According to figures shared by Statisense on Tuesday, the trend is most pronounced in the North-West, where 941 in 1,000 wives earn less than their husbands, while only 29 in 1,000 earn more. The region also recorded the lowest rate of non-earning husbands, with just 7 in 1,000 women reporting partners with no income.
In contrast, the South South posted the strongest levels of income parity. The region recorded 113 in 1,000 wives earning the same as their husbands, the highest nationwide. It also had the largest share of women earning more than their spouses at 61 in 1,000.
The North East also showed notable shifts. While 30 in 1,000 wives out-earn their husbands, one of the highest shares in the country, the region still reported that 888 in 1,000 women earn less, reflecting wide inequality despite emerging improvements.
The North Central displayed more balanced figures, with 46 in 1,000 women earning more, and 65 in 1,000 earning equally, though 848 in 1,000 wives still fall below their husbands’ income levels.

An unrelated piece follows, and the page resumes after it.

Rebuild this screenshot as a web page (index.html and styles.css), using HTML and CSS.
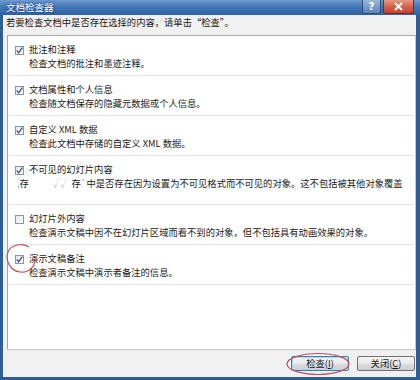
FILE: index.html
```html
<!DOCTYPE html>
<html lang="zh-CN">
<head>
    <meta charset="UTF-8">
    <title>文档检查器</title>
    <link rel="stylesheet" href="styles.css">
</head>
<body>
    <div class="window">
        <div class="titlebar">
            <span class="title">文档检查器</span>
            <div class="caption-buttons">
                <span class="cap-btn help">?</span>
                <span class="cap-btn close">
                    <svg width="11" height="9" viewBox="0 0 11 9"><path d="M2 1 L9 8 M9 1 L2 8" stroke="#fff" stroke-width="2"/></svg>
                </span>
            </div>
        </div>
        <div class="frame">
            <div class="client">
                <p class="intro">若要检查文档中是否存在选择的内容，请单击“检查”。</p>
                <div class="panel">
                    <div class="item">
                        <div class="item-head">
                            <span class="check"><svg width="9" height="9" viewBox="0 0 9 9"><path d="M1.8 4.4 L3.6 6.8 L7.4 1.6" fill="none" stroke="#3a5a8e" stroke-width="1.3"/></svg></span>
                            <span class="item-title">批注和注释</span>
                        </div>
                        <div class="item-desc">检查文档的批注和墨迹注释。</div>
                    </div>
                    <div class="item">
                        <div class="item-head">
                            <span class="check"><svg width="9" height="9" viewBox="0 0 9 9"><path d="M1.8 4.4 L3.6 6.8 L7.4 1.6" fill="none" stroke="#3a5a8e" stroke-width="1.3"/></svg></span>
                            <span class="item-title">文档属性和个人信息</span>
                        </div>
                        <div class="item-desc">检查随文档保存的隐藏元数据或个人信息。</div>
                    </div>
                    <div class="item">
                        <div class="item-head">
                            <span class="check"><svg width="9" height="9" viewBox="0 0 9 9"><path d="M1.8 4.4 L3.6 6.8 L7.4 1.6" fill="none" stroke="#3a5a8e" stroke-width="1.3"/></svg></span>
                            <span class="item-title">自定义 XML 数据</span>
                        </div>
                        <div class="item-desc">检查此文档中存储的自定义 XML 数据。</div>
                    </div>
                    <div class="item item-tall">
                        <div class="item-head">
                            <span class="check"><svg width="9" height="9" viewBox="0 0 9 9"><path d="M1.8 4.4 L3.6 6.8 L7.4 1.6" fill="none" stroke="#3a5a8e" stroke-width="1.3"/></svg></span>
                            <span class="item-title">不可见的幻灯片内容</span>
                        </div>
                        <div class="item-desc garbled"><span class="smudge">,</span>存<span class="ticks">√√</span>存<span class="smudge">`</span>中是否存在因为设置为不可见格式而不可见的对象。这不包括被其他对象覆盖</div>
                    </div>
                    <div class="item">
                        <div class="item-head">
                            <span class="check"></span>
                            <span class="item-title">幻灯片外内容</span>
                        </div>
                        <div class="item-desc">检查演示文稿中因不在幻灯片区域而看不到的对象，但不包括具有动画效果的对象。</div>
                    </div>
                    <div class="item">
                        <div class="item-head">
                            <span class="check"><svg width="9" height="9" viewBox="0 0 9 9"><path d="M1.8 4.4 L3.6 6.8 L7.4 1.6" fill="none" stroke="#3a5a8e" stroke-width="1.3"/></svg></span>
                            <span class="item-title">演示文稿备注</span>
                        </div>
                        <div class="item-desc">检查演示文稿中演示者备注的信息。</div>
                    </div>
                </div>
                <div class="footer">
                    <button class="btn btn-default">检查(<u>I</u>)</button>
                    <button class="btn">关闭(<u>C</u>)</button>
                </div>
            </div>
        </div>
        <!-- red annotation marks drawn over the dialog -->
        <svg class="mark mark-check" width="32" height="31" viewBox="0 0 32 31">
            <path d="M24 4 C18 0 6 1 3 9 C0 17 5 28 15 29 C24 30 30 24 30 16" fill="none" stroke="#c8505a" stroke-width="1.2"/>
        </svg>
        <svg class="mark mark-btn" width="64" height="24" viewBox="0 0 64 24">
            <ellipse cx="32" cy="12" rx="31" ry="10.5" fill="none" stroke="#c8505a" stroke-width="1.2"/>
        </svg>
    </div>
</body>
</html>
```

FILE: styles.css
```css
body {
    margin: 0;
    padding: 0;
    font-family: "Noto Sans CJK SC", "Liberation Sans", sans-serif;
    font-size: 9.3px;
    color: #1a1a1a;
}
.window {
    position: relative;
    width: 420px;
    height: 380px;
    display: flex;
    flex-direction: column;
    background-color: #2f5f92;
}
.titlebar {
    height: 15px;
    display: flex;
    align-items: flex-start;
    background: linear-gradient(to bottom, #6f9bd0 0%, #4478b6 45%, #2f62a2 100%);
}
.title {
    color: #fff;
    font-size: 9.5px;
    line-height: 14px;
    padding-left: 6px;
    text-shadow: 0 0 2px #1d4c8c, 0 0 3px #1d4c8c;
}
.caption-buttons {
    margin-left: auto;
    display: flex;
    gap: 2px;
    padding-right: 6px;
}
.cap-btn {
    height: 14px;
    display: flex;
    align-items: center;
    justify-content: center;
    border: 1px solid #2a4f7c;
    border-top: none;
    box-sizing: border-box;
    border-radius: 0 0 3px 3px;
}
.help {
    width: 19px;
    color: #fff;
    font-family: "DejaVu Sans", sans-serif;
    font-weight: bold;
    font-size: 10px;
    background: linear-gradient(to bottom, #9ab8da, #5f86b6);
}
.close {
    width: 31px;
    border-color: #7a2a22;
    background: linear-gradient(to bottom, #e59a86 0%, #d6604a 50%, #c2432f 100%);
}
.frame {
    flex: 1;
    display: flex;
    padding: 0 4px 3px 3px;
}
.client {
    flex: 1;
    display: flex;
    flex-direction: column;
    background-color: #f0f0f0;
    padding: 0 0 0 4px;
}
.intro {
    margin: 0 0 6px -1px;
    line-height: 14px;
    height: 14px;
}
.panel {
    flex: 1;
    background-color: #fff;
    border: 1px solid #a9a9a9;
    border-bottom-color: #c8c8c8;
    border-right-color: #c8c8c8;
}
.item {
    margin: 0 2px;
    padding: 6px 0 5px 5px;
    border-bottom: 1px solid #e6e6e6;
}
.item-tall {
    padding-bottom: 14px;
}
.item-head {
    display: flex;
    align-items: center;
    gap: 5px;
    line-height: 14px;
    height: 14px;
}
.check {
    width: 9px;
    height: 9px;
    margin-top: 3px;
    border: 1px solid #8a96a8;
    box-sizing: border-box;
    background: linear-gradient(135deg, #e4e8ee, #fbfbfb);
    display: flex;
}
.check svg {
    margin: -1px;
}
.item-desc {
    padding-left: 14px;
    line-height: 14px;
    height: 14px;
    white-space: nowrap;
}
.garbled {
    padding-left: 2px;
}
.smudge {
    color: #9a9a9a;
}
.ticks {
    color: #b4c4d8;
    letter-spacing: -2px;
    margin: 0 4px 0 24px;
}
.footer {
    height: 27px;
    display: flex;
    align-items: center;
    justify-content: flex-end;
    gap: 8px;
    padding-right: 1px;
}
.btn {
    height: 15px;
    width: 58px;
    padding: 0;
    font-family: "Noto Sans CJK SC", "Liberation Sans", sans-serif;
    font-size: 9.3px;
    line-height: 13px;
    color: #1a1a1a;
    border: 1px solid #707070;
    border-radius: 2px;
    background: linear-gradient(to bottom, #f4f4f4 0%, #ebebeb 50%, #dddddd 51%, #cfcfcf 100%);
}
.btn-default {
    border-color: #3c7fb1;
    box-shadow: inset 0 0 0 1px #a8d8f0;
}
.btn u {
    text-underline-offset: 1px;
}
.mark {
    position: absolute;
}
.mark-check {
    left: 5px;
    top: 243px;
}
.mark-btn {
    left: 286px;
    top: 352px;
}
```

In the South East, income gaps remain significant but show signs of narrowing. The data shows 57 in 1,000 wives earn more, 82 in 1,000 earn equally, while 775 in 1,000 still earn less than their husbands.
For the South West, 45 in 1,000 wives earn more, and 75 in 1,000 earn the same, but 824 in 1,000 wives still earn below their husbands’ earnings. Only 11 in 1,000 husbands reported having no income.
The NDHS 2024 findings highlight a consistent national pattern: while traditional income structures remain strong, especially in northern regions, the southern zones, particularly the South South, are showing faster shifts toward income equality within households.
Experts say the trend reflects broader economic realities, including rising female participation in formal work, regional differences in literacy levels, and contrasting socio-cultural expectations about household roles.
The full survey continues to shape policy discussions on women’s economic empowerment, labour participation, and regional development priorities.